◆ **TASK DETAILS**
Restate each of the lines below word for word and drop every picture.

■ ■ ■ ■ ■

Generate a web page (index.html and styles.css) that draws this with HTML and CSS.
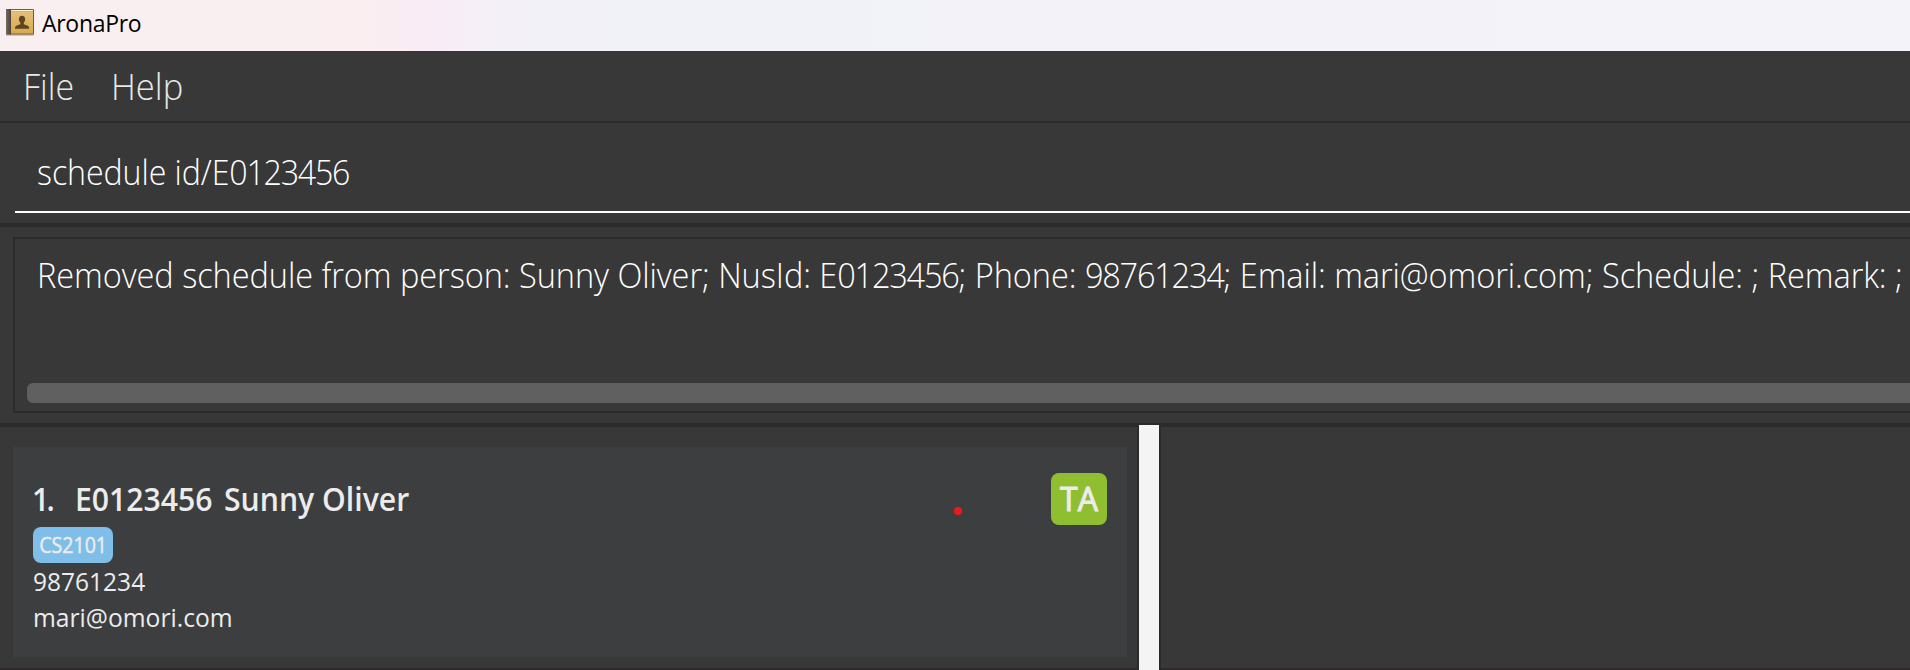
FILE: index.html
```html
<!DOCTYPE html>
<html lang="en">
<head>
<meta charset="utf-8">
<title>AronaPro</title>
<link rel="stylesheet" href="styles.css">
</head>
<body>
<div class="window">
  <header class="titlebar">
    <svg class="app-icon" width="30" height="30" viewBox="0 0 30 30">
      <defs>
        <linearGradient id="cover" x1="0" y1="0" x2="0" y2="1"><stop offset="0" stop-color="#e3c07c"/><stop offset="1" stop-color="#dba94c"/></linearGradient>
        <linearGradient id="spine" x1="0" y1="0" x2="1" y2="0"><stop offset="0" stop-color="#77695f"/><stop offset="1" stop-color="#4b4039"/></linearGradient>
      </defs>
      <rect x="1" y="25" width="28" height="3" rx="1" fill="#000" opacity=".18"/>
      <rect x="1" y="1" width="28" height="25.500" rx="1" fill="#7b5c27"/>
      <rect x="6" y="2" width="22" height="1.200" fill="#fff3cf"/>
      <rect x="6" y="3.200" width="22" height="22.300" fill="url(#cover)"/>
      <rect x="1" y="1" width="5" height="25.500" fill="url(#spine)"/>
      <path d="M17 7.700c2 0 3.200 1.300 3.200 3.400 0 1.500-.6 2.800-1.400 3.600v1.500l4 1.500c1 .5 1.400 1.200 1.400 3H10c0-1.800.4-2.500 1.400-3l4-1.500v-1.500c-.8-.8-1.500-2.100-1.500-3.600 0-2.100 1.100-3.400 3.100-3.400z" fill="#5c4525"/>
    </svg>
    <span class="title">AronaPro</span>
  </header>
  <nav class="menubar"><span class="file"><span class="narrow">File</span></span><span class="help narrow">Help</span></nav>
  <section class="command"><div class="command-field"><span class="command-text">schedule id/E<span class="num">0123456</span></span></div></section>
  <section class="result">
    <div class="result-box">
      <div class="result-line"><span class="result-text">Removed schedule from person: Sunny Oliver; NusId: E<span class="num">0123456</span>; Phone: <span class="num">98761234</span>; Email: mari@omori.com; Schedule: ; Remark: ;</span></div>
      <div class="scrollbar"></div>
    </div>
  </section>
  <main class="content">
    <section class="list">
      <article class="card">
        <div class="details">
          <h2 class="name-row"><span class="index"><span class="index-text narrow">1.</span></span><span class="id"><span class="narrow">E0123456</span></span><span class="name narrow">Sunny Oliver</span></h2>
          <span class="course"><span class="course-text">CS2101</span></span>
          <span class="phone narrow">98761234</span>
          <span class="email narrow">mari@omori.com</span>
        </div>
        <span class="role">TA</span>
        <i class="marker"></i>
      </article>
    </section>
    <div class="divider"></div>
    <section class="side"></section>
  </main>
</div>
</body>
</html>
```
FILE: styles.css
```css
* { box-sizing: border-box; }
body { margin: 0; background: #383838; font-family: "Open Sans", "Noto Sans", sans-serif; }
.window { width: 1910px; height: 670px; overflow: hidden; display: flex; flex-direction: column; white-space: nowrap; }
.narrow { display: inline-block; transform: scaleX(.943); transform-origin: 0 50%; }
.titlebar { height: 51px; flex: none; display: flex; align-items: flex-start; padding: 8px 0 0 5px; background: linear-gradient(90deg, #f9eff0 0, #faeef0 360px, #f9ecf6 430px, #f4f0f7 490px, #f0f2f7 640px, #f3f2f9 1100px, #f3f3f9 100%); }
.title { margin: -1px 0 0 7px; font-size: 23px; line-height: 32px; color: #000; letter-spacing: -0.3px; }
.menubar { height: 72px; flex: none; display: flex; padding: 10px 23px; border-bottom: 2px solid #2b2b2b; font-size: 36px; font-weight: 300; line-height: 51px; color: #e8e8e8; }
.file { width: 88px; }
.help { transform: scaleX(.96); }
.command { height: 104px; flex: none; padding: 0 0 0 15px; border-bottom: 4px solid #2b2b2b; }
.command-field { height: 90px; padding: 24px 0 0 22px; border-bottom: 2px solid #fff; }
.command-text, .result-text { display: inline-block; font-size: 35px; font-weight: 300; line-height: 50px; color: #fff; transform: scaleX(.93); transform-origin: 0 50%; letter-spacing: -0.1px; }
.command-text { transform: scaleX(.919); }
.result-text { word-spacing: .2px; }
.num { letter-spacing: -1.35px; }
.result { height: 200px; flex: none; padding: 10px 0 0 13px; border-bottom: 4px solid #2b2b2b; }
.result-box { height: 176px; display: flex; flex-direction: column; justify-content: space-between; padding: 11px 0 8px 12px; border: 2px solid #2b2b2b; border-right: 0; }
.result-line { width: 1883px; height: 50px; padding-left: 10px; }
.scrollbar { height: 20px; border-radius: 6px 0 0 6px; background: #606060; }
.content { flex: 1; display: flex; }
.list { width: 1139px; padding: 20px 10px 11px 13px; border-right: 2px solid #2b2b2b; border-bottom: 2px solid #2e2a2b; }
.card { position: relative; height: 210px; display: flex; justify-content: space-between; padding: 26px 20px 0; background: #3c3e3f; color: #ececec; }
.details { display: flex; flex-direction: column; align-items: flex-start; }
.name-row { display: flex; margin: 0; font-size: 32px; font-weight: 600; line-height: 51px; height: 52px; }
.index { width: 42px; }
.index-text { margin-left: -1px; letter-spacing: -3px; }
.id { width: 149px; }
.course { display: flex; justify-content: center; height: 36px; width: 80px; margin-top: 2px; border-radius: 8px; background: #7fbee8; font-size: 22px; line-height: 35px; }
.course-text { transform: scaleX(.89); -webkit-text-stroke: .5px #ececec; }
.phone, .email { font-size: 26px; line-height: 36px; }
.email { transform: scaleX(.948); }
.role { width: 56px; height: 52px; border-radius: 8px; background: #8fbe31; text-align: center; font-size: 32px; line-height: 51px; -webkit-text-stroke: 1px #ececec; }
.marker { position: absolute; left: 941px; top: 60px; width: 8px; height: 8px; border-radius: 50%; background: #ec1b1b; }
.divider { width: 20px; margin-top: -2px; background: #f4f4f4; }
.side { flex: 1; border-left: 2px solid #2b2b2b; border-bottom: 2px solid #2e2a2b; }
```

■ ■ ■ ■ ■

◆ **FULL ANSWER**
Generate a web page (index.html and styles.css) that draws this with HTML and CSS.
FILE: index.html
```html
<!DOCTYPE html>
<html lang="en">
<head>
<meta charset="utf-8">
<title>AronaPro</title>
<link rel="stylesheet" href="styles.css">
</head>
<body>
<div class="window">
  <header class="titlebar">
    <svg class="app-icon" width="30" height="30" viewBox="0 0 30 30">
      <defs>
        <linearGradient id="cover" x1="0" y1="0" x2="0" y2="1"><stop offset="0" stop-color="#e3c07c"/><stop offset="1" stop-color="#dba94c"/></linearGradient>
        <linearGradient id="spine" x1="0" y1="0" x2="1" y2="0"><stop offset="0" stop-color="#77695f"/><stop offset="1" stop-color="#4b4039"/></linearGradient>
      </defs>
      <rect x="1" y="25" width="28" height="3" rx="1" fill="#000" opacity=".18"/>
      <rect x="1" y="1" width="28" height="25.500" rx="1" fill="#7b5c27"/>
      <rect x="6" y="2" width="22" height="1.200" fill="#fff3cf"/>
      <rect x="6" y="3.200" width="22" height="22.300" fill="url(#cover)"/>
      <rect x="1" y="1" width="5" height="25.500" fill="url(#spine)"/>
      <path d="M17 7.700c2 0 3.200 1.300 3.200 3.400 0 1.500-.6 2.800-1.400 3.600v1.500l4 1.500c1 .5 1.400 1.200 1.400 3H10c0-1.800.4-2.500 1.400-3l4-1.500v-1.500c-.8-.8-1.500-2.100-1.500-3.600 0-2.100 1.100-3.400 3.100-3.400z" fill="#5c4525"/>
    </svg>
    <span class="title">AronaPro</span>
  </header>
  <nav class="menubar"><span class="file"><span class="narrow">File</span></span><span class="help narrow">Help</span></nav>
  <section class="command"><div class="command-field"><span class="command-text">schedule id/E<span class="num">0123456</span></span></div></section>
  <section class="result">
    <div class="result-box">
      <div class="result-line"><span class="result-text">Removed schedule from person: Sunny Oliver; NusId: E<span class="num">0123456</span>; Phone: <span class="num">98761234</span>; Email: mari@omori.com; Schedule: ; Remark: ;</span></div>
      <div class="scrollbar"></div>
    </div>
  </section>
  <main class="content">
    <section class="list">
      <article class="card">
        <div class="details">
          <h2 class="name-row"><span class="index"><span class="index-text narrow">1.</span></span><span class="id"><span class="narrow">E0123456</span></span><span class="name narrow">Sunny Oliver</span></h2>
          <span class="course"><span class="course-text">CS2101</span></span>
          <span class="phone narrow">98761234</span>
          <span class="email narrow">mari@omori.com</span>
        </div>
        <span class="role">TA</span>
        <i class="marker"></i>
      </article>
    </section>
    <div class="divider"></div>
    <section class="side"></section>
  </main>
</div>
</body>
</html>
```
FILE: styles.css
```css
* { box-sizing: border-box; }
body { margin: 0; background: #383838; font-family: "Open Sans", "Noto Sans", sans-serif; }
.window { width: 1910px; height: 670px; overflow: hidden; display: flex; flex-direction: column; white-space: nowrap; }
.narrow { display: inline-block; transform: scaleX(.943); transform-origin: 0 50%; }
.titlebar { height: 51px; flex: none; display: flex; align-items: flex-start; padding: 8px 0 0 5px; background: linear-gradient(90deg, #f9eff0 0, #faeef0 360px, #f9ecf6 430px, #f4f0f7 490px, #f0f2f7 640px, #f3f2f9 1100px, #f3f3f9 100%); }
.title { margin: -1px 0 0 7px; font-size: 23px; line-height: 32px; color: #000; letter-spacing: -0.3px; }
.menubar { height: 72px; flex: none; display: flex; padding: 10px 23px; border-bottom: 2px solid #2b2b2b; font-size: 36px; font-weight: 300; line-height: 51px; color: #e8e8e8; }
.file { width: 88px; }
.help { transform: scaleX(.96); }
.command { height: 104px; flex: none; padding: 0 0 0 15px; border-bottom: 4px solid #2b2b2b; }
.command-field { height: 90px; padding: 24px 0 0 22px; border-bottom: 2px solid #fff; }
.command-text, .result-text { display: inline-block; font-size: 35px; font-weight: 300; line-height: 50px; color: #fff; transform: scaleX(.93); transform-origin: 0 50%; letter-spacing: -0.1px; }
.command-text { transform: scaleX(.919); }
.result-text { word-spacing: .2px; }
.num { letter-spacing: -1.35px; }
.result { height: 200px; flex: none; padding: 10px 0 0 13px; border-bottom: 4px solid #2b2b2b; }
.result-box { height: 176px; display: flex; flex-direction: column; justify-content: space-between; padding: 11px 0 8px 12px; border: 2px solid #2b2b2b; border-right: 0; }
.result-line { width: 1883px; height: 50px; padding-left: 10px; }
.scrollbar { height: 20px; border-radius: 6px 0 0 6px; background: #606060; }
.content { flex: 1; display: flex; }
.list { width: 1139px; padding: 20px 10px 11px 13px; border-right: 2px solid #2b2b2b; border-bottom: 2px solid #2e2a2b; }
.card { position: relative; height: 210px; display: flex; justify-content: space-between; padding: 26px 20px 0; background: #3c3e3f; color: #ececec; }
.details { display: flex; flex-direction: column; align-items: flex-start; }
.name-row { display: flex; margin: 0; font-size: 32px; font-weight: 600; line-height: 51px; height: 52px; }
.index { width: 42px; }
.index-text { margin-left: -1px; letter-spacing: -3px; }
.id { width: 149px; }
.course { display: flex; justify-content: center; height: 36px; width: 80px; margin-top: 2px; border-radius: 8px; background: #7fbee8; font-size: 22px; line-height: 35px; }
.course-text { transform: scaleX(.89); -webkit-text-stroke: .5px #ececec; }
.phone, .email { font-size: 26px; line-height: 36px; }
.email { transform: scaleX(.948); }
.role { width: 56px; height: 52px; border-radius: 8px; background: #8fbe31; text-align: center; font-size: 32px; line-height: 51px; -webkit-text-stroke: 1px #ececec; }
.marker { position: absolute; left: 941px; top: 60px; width: 8px; height: 8px; border-radius: 50%; background: #ec1b1b; }
.divider { width: 20px; margin-top: -2px; background: #f4f4f4; }
.side { flex: 1; border-left: 2px solid #2b2b2b; border-bottom: 2px solid #2e2a2b; }
```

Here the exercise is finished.